Former President Donald Trump’s guilty verdict may indeed be hurting him in the polls, according to data published Wednesday.
In a redo of a recent New York Times/Siena College poll, Trump’s three-point edge over President Joe Biden before the jury rendered its verdict shrank to just one point when respondents were quizzed after the decision.
The re-canvassing of the 2,000 voters provides a data-based reflection on the first conviction of a former president, and presidential candidate, though it may be no more than a snapshot this far out from the election.
Before the verdict, most Americans, polls showed, viewed the hush money case as less serious than Trump’s other legal cases.

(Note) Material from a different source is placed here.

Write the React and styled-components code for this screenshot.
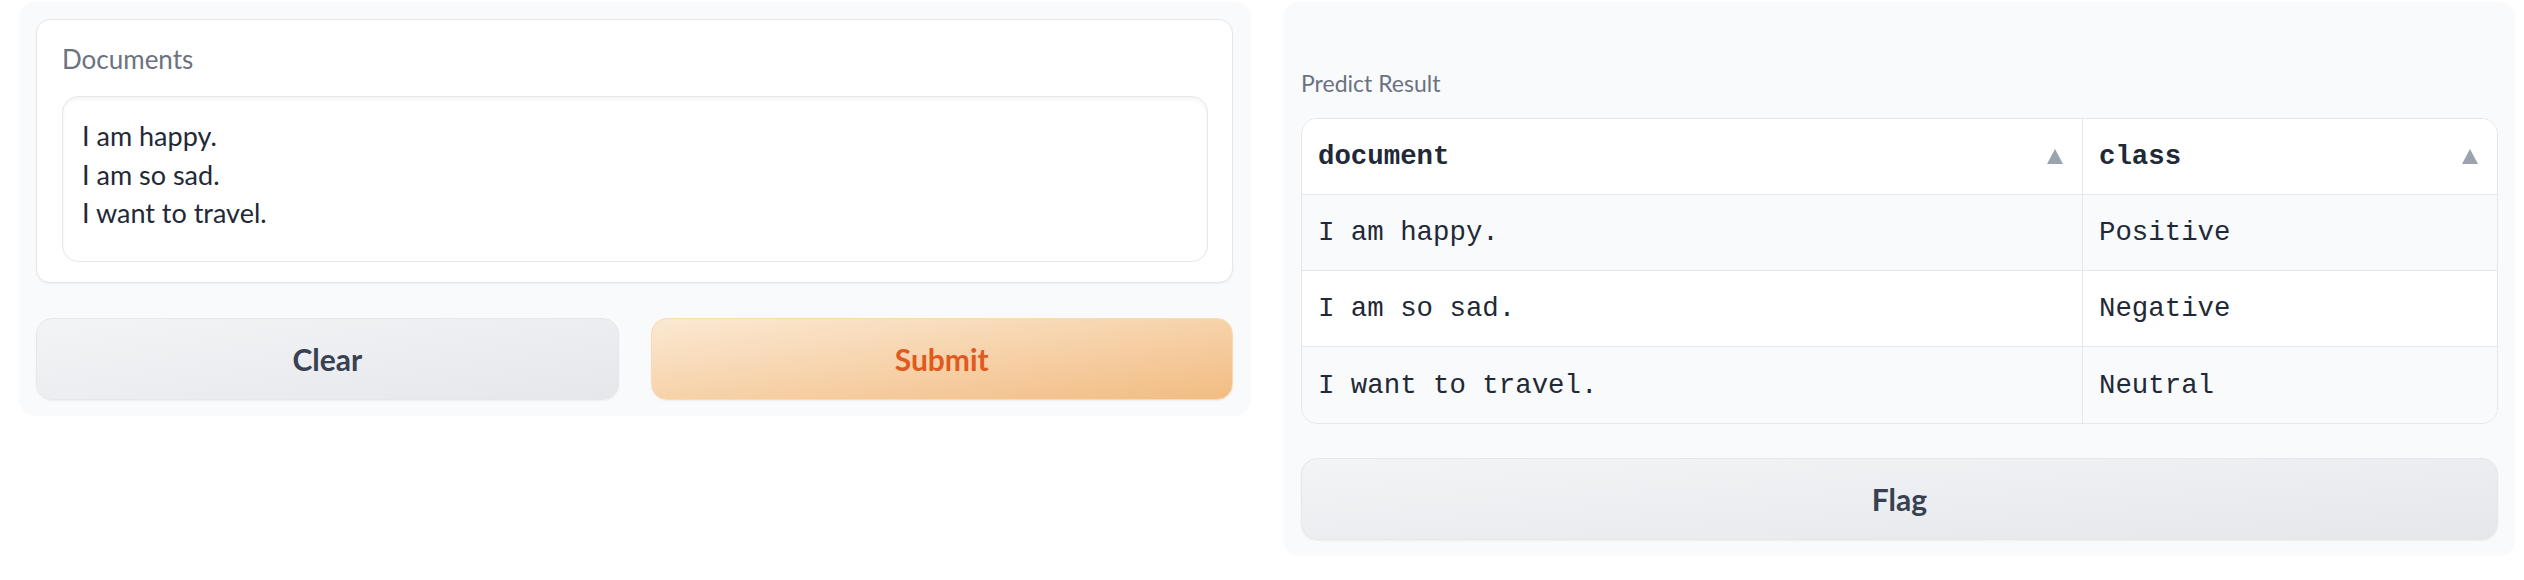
import React from 'react'
import styled, { createGlobalStyle } from 'styled-components'

const GlobalStyle = createGlobalStyle`
  html, body {
    margin: 0;
    padding: 0;
    background: #ffffff;
  }
  body {
    font-family: 'Lato', 'Liberation Sans', sans-serif;
  }
  * {
    box-sizing: border-box;
  }
`

const Page = styled.div`
  display: flex;
  align-items: flex-start;
  gap: 32px;
  padding: 2px 9px 0 19px;
`

const Panel = styled.div`
  flex: 1;
  min-width: 0;
  background: #f9fafb;
  border-radius: 16px;
  display: flex;
  flex-direction: column;
  padding: ${(p) => p.$pad};
`

const Card = styled.div`
  background: #ffffff;
  border: 1px solid #e5e7eb;
  border-radius: 14px;
  box-shadow: 0 1px 2px rgba(0, 0, 0, 0.05);
  padding: 23px 24px 20px 25px;
  display: flex;
  flex-direction: column;
`

const Label = styled.span`
  display: block;
  color: #6b7280;
  font-size: ${(p) => p.$size || 26}px;
  line-height: ${(p) => p.$lh || 32}px;
  margin: ${(p) => p.$margin || '0 0 21px'};
`

const TextArea = styled.textarea`
  display: block;
  width: 100%;
  height: 166px;
  margin: 0;
  padding: 20px 19px;
  border: 1px solid #e5e7eb;
  border-radius: 16px;
  box-shadow: inset 0 2px 4px rgba(0, 0, 0, 0.05);
  background: #ffffff;
  color: #1f2937;
  font-family: 'Lato', 'Liberation Sans', sans-serif;
  font-size: 27px;
  line-height: 38.7px;
  resize: none;
  overflow: hidden;
  outline: none;
`

const ButtonRow = styled.div`
  display: grid;
  grid-template-columns: 1fr 1fr;
  gap: 32px;
  margin-top: 35px;
`

const Button = styled.button`
  height: 82px;
  width: 100%;
  margin-top: ${(p) => p.$top || 0}px;
  border-radius: 16px;
  font-family: 'Lato', 'Liberation Sans', sans-serif;
  font-weight: 700;
  font-size: 30px;
  box-shadow: 0 1px 2px rgba(0, 0, 0, 0.05);
  cursor: pointer;
  border: 1px solid ${(p) => (p.$primary ? '#fdd9ae' : '#e5e7eb')};
  color: ${(p) => (p.$primary ? '#df5a1f' : '#374151')};
  background: ${(p) =>
    p.$primary
      ? 'linear-gradient(to bottom right, #fbe9d3, #f2bc82)'
      : 'linear-gradient(to bottom right, #f3f4f6, #e5e7eb)'};
`

const Table = styled.div`
  display: grid;
  grid-template-columns: 781px 1fr;
  border: 1px solid #e5e7eb;
  border-radius: 16px;
  overflow: hidden;
  font-family: 'Liberation Mono', 'DejaVu Sans Mono', monospace;
  font-size: 27.4px;
  color: #1f2937;
`

const Cell = styled.div`
  height: 76px;
  display: flex;
  align-items: center;
  justify-content: space-between;
  padding: 0 19px 0 16px;
  border-bottom: ${(p) => (p.$last ? 'none' : '1px solid #e5e7eb')};
  border-right: ${(p) => (p.$first ? '1px solid #e5e7eb' : 'none')};
  background: ${(p) => (p.$shade ? '#f9fafb' : '#ffffff')};
  font-weight: ${(p) => (p.$head ? 700 : 400)};
  white-space: pre;
`

const SortArrow = () => (
  <svg width="16" height="15" viewBox="0 0 16 15">
    <polygon points="8,0 16,15 0,15" fill="#9ca3af" />
  </svg>
)

const rows = [
  ['I am happy.', 'Positive'],
  ['I am so sad.', 'Negative'],
  ['I want to travel.', 'Neutral'],
]

const App = () => (
  <>
    <GlobalStyle />
    <Page>
      <Panel $pad="17px 18px 16px 17px">
        <Card>
          <Label>Documents</Label>
          <TextArea
            readOnly
            defaultValue={'I am happy.\nI am so sad.\nI want to travel.'}
          />
        </Card>
        <ButtonRow>
          <Button>Clear</Button>
          <Button $primary>Submit</Button>
        </ButtonRow>
      </Panel>
      <Panel $pad="17px 17px 16px 18px">
        <Label $size={23} $lh={28} $margin="50px 0 21px">
          Predict Result
        </Label>
        <Table>
          <Cell $head $first>
            document
            <SortArrow />
          </Cell>
          <Cell $head>
            class
            <SortArrow />
          </Cell>
          {rows.map(([doc, cls], i) => (
            <React.Fragment key={doc}>
              <Cell $first $shade={i % 2 === 0} $last={i === rows.length - 1}>
                {doc}
              </Cell>
              <Cell $shade={i % 2 === 0} $last={i === rows.length - 1}>
                {cls}
              </Cell>
            </React.Fragment>
          ))}
        </Table>
        <Button $top={34}>Flag</Button>
      </Panel>
    </Page>
  </>
)

export default App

The slight shift from the initial polls in April and May was especially prominent among young, nonwhite and less engaged Democratic-leaning voters, according to the new analysis. Twenty percent of Trump’s previous supporters who are Black are now supporting Biden while only 2 percent of non-Black previous Trump supporters decided to back Biden.
The New York Times/Siena College findings also showed that 46 percent of those polled approved of the guilty verdict while 33 percent disapproved and 16 percent said they hadn’t heard enough about it to form an opinion.
The poll is in line with other snap polls that were released days after the guilty verdict. A Reuters/Ipsos poll released Friday showed that 10 percent of Republican registered voters said they were less likely to vote for the former president following the verdict. A Morning Consult poll of registered voters found that Biden gained three percentage points (45 percent) while support for Trump remained the same (44 percent).
Trump became the first former president to be convicted of felony crimes on Thursday for falsifying business records to cover up a hush money payment to porn star Stormy Daniels. A 12-person jury delivered a unanimous verdict, ending the six-week trial.
Trump has said he plans to appeal the verdict but has meanwhile used it to attack the criminal justice system and raise money. His campaign said it collected $141 million in May, with nearly 38 percent coming soon after the verdict.
The New York Times/Siena College recontact poll consisted of 1,897 registered voters nationwide and was conducted on cell and landline telephones on June 3 and 4, 2024.